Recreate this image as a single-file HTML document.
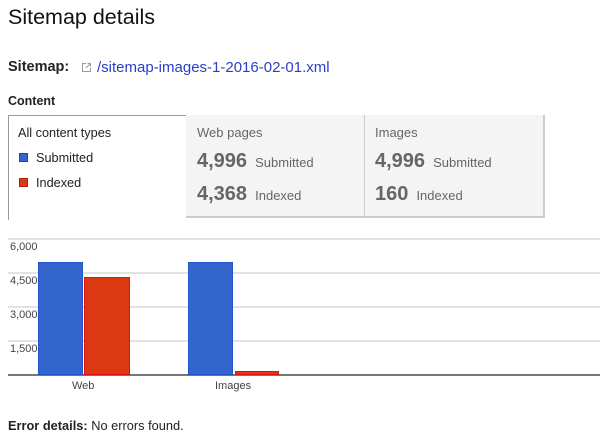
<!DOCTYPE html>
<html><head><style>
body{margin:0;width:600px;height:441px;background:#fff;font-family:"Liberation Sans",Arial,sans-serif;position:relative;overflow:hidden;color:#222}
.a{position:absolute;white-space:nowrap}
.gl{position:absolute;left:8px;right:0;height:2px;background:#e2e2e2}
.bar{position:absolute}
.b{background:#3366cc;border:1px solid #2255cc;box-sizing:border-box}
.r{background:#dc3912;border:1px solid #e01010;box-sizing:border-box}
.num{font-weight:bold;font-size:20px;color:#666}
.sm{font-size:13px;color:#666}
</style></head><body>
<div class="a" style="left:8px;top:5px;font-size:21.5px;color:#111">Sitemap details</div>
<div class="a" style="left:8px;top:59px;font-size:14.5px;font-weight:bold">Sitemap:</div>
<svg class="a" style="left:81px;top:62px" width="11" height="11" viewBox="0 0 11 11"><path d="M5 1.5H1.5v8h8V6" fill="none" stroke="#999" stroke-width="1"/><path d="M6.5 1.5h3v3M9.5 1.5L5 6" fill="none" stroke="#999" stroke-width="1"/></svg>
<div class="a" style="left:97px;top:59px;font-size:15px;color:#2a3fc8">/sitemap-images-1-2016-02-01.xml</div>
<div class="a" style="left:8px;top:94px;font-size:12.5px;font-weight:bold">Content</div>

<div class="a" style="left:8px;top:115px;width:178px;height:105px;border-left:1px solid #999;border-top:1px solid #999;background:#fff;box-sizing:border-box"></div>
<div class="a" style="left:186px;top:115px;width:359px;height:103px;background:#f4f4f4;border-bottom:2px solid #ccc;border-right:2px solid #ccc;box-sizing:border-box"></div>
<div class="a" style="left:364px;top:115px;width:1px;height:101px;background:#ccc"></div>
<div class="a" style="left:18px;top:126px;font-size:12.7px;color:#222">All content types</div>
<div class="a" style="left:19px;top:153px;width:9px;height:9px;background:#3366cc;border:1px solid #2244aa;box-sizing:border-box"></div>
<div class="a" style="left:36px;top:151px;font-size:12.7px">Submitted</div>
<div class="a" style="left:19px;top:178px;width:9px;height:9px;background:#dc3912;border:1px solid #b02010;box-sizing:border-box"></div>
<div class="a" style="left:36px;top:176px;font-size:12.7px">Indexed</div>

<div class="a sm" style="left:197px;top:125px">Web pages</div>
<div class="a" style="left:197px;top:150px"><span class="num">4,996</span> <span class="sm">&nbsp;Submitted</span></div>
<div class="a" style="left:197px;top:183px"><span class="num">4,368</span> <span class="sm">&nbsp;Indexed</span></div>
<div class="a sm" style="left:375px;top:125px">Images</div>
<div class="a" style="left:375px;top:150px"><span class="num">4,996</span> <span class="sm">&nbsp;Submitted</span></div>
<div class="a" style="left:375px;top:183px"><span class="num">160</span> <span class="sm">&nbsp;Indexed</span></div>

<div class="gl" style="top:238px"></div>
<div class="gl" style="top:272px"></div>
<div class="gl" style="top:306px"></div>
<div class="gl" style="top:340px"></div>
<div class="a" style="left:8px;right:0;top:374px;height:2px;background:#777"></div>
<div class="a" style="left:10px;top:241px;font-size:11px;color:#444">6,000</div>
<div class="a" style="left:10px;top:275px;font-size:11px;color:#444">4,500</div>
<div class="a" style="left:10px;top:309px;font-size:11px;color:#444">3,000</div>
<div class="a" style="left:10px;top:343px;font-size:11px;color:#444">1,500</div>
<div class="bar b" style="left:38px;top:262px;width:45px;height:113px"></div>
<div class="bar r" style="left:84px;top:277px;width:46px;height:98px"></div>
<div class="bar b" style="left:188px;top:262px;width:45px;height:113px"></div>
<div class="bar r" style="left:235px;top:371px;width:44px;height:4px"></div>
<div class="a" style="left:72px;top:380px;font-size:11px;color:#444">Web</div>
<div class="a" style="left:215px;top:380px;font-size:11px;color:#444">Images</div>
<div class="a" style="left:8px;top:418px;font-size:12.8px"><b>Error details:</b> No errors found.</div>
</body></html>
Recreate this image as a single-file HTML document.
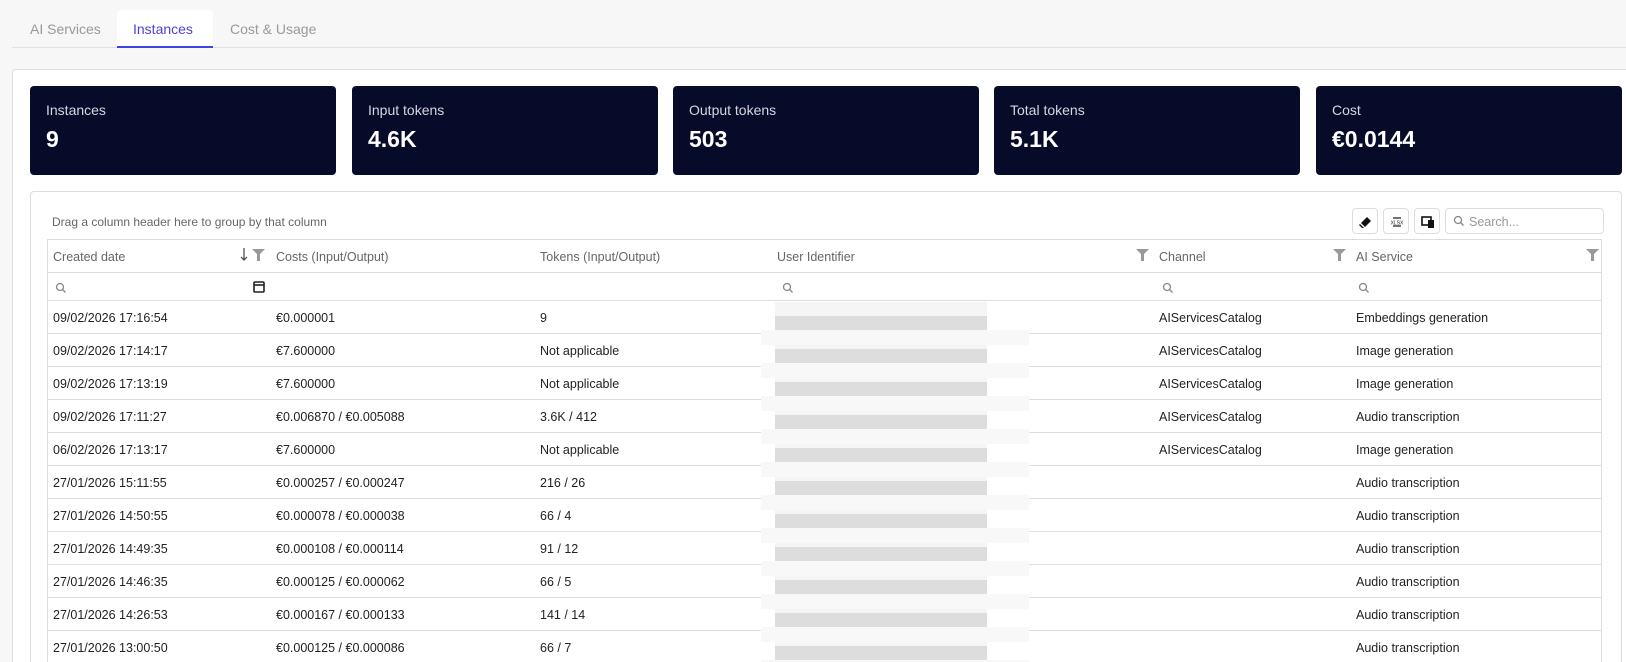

-------

WORK TO BE COMPLETED →
Set the pictures aside and transcribe the data above exactly.

OUTPUT →
Recreate this image as a single-file HTML document.
<!DOCTYPE html>
<html><head><style>
body{margin:0;width:600px;height:441px;background:#fff;font-family:"Liberation Sans",Arial,sans-serif;position:relative;overflow:hidden;color:#222}
.a{position:absolute;white-space:nowrap}
.gl{position:absolute;left:8px;right:0;height:2px;background:#e2e2e2}
.bar{position:absolute}
.b{background:#3366cc;border:1px solid #2255cc;box-sizing:border-box}
.r{background:#dc3912;border:1px solid #e01010;box-sizing:border-box}
.num{font-weight:bold;font-size:20px;color:#666}
.sm{font-size:13px;color:#666}
</style></head><body>
<div class="a" style="left:8px;top:5px;font-size:21.5px;color:#111">Sitemap details</div>
<div class="a" style="left:8px;top:59px;font-size:14.5px;font-weight:bold">Sitemap:</div>
<svg class="a" style="left:81px;top:62px" width="11" height="11" viewBox="0 0 11 11"><path d="M5 1.5H1.5v8h8V6" fill="none" stroke="#999" stroke-width="1"/><path d="M6.5 1.5h3v3M9.5 1.5L5 6" fill="none" stroke="#999" stroke-width="1"/></svg>
<div class="a" style="left:97px;top:59px;font-size:15px;color:#2a3fc8">/sitemap-images-1-2016-02-01.xml</div>
<div class="a" style="left:8px;top:94px;font-size:12.5px;font-weight:bold">Content</div>

<div class="a" style="left:8px;top:115px;width:178px;height:105px;border-left:1px solid #999;border-top:1px solid #999;background:#fff;box-sizing:border-box"></div>
<div class="a" style="left:186px;top:115px;width:359px;height:103px;background:#f4f4f4;border-bottom:2px solid #ccc;border-right:2px solid #ccc;box-sizing:border-box"></div>
<div class="a" style="left:364px;top:115px;width:1px;height:101px;background:#ccc"></div>
<div class="a" style="left:18px;top:126px;font-size:12.7px;color:#222">All content types</div>
<div class="a" style="left:19px;top:153px;width:9px;height:9px;background:#3366cc;border:1px solid #2244aa;box-sizing:border-box"></div>
<div class="a" style="left:36px;top:151px;font-size:12.7px">Submitted</div>
<div class="a" style="left:19px;top:178px;width:9px;height:9px;background:#dc3912;border:1px solid #b02010;box-sizing:border-box"></div>
<div class="a" style="left:36px;top:176px;font-size:12.7px">Indexed</div>

<div class="a sm" style="left:197px;top:125px">Web pages</div>
<div class="a" style="left:197px;top:150px"><span class="num">4,996</span> <span class="sm">&nbsp;Submitted</span></div>
<div class="a" style="left:197px;top:183px"><span class="num">4,368</span> <span class="sm">&nbsp;Indexed</span></div>
<div class="a sm" style="left:375px;top:125px">Images</div>
<div class="a" style="left:375px;top:150px"><span class="num">4,996</span> <span class="sm">&nbsp;Submitted</span></div>
<div class="a" style="left:375px;top:183px"><span class="num">160</span> <span class="sm">&nbsp;Indexed</span></div>

<div class="gl" style="top:238px"></div>
<div class="gl" style="top:272px"></div>
<div class="gl" style="top:306px"></div>
<div class="gl" style="top:340px"></div>
<div class="a" style="left:8px;right:0;top:374px;height:2px;background:#777"></div>
<div class="a" style="left:10px;top:241px;font-size:11px;color:#444">6,000</div>
<div class="a" style="left:10px;top:275px;font-size:11px;color:#444">4,500</div>
<div class="a" style="left:10px;top:309px;font-size:11px;color:#444">3,000</div>
<div class="a" style="left:10px;top:343px;font-size:11px;color:#444">1,500</div>
<div class="bar b" style="left:38px;top:262px;width:45px;height:113px"></div>
<div class="bar r" style="left:84px;top:277px;width:46px;height:98px"></div>
<div class="bar b" style="left:188px;top:262px;width:45px;height:113px"></div>
<div class="bar r" style="left:235px;top:371px;width:44px;height:4px"></div>
<div class="a" style="left:72px;top:380px;font-size:11px;color:#444">Web</div>
<div class="a" style="left:215px;top:380px;font-size:11px;color:#444">Images</div>
<div class="a" style="left:8px;top:418px;font-size:12.8px"><b>Error details:</b> No errors found.</div>
</body></html>
Recreate this image as a single-file HTML document.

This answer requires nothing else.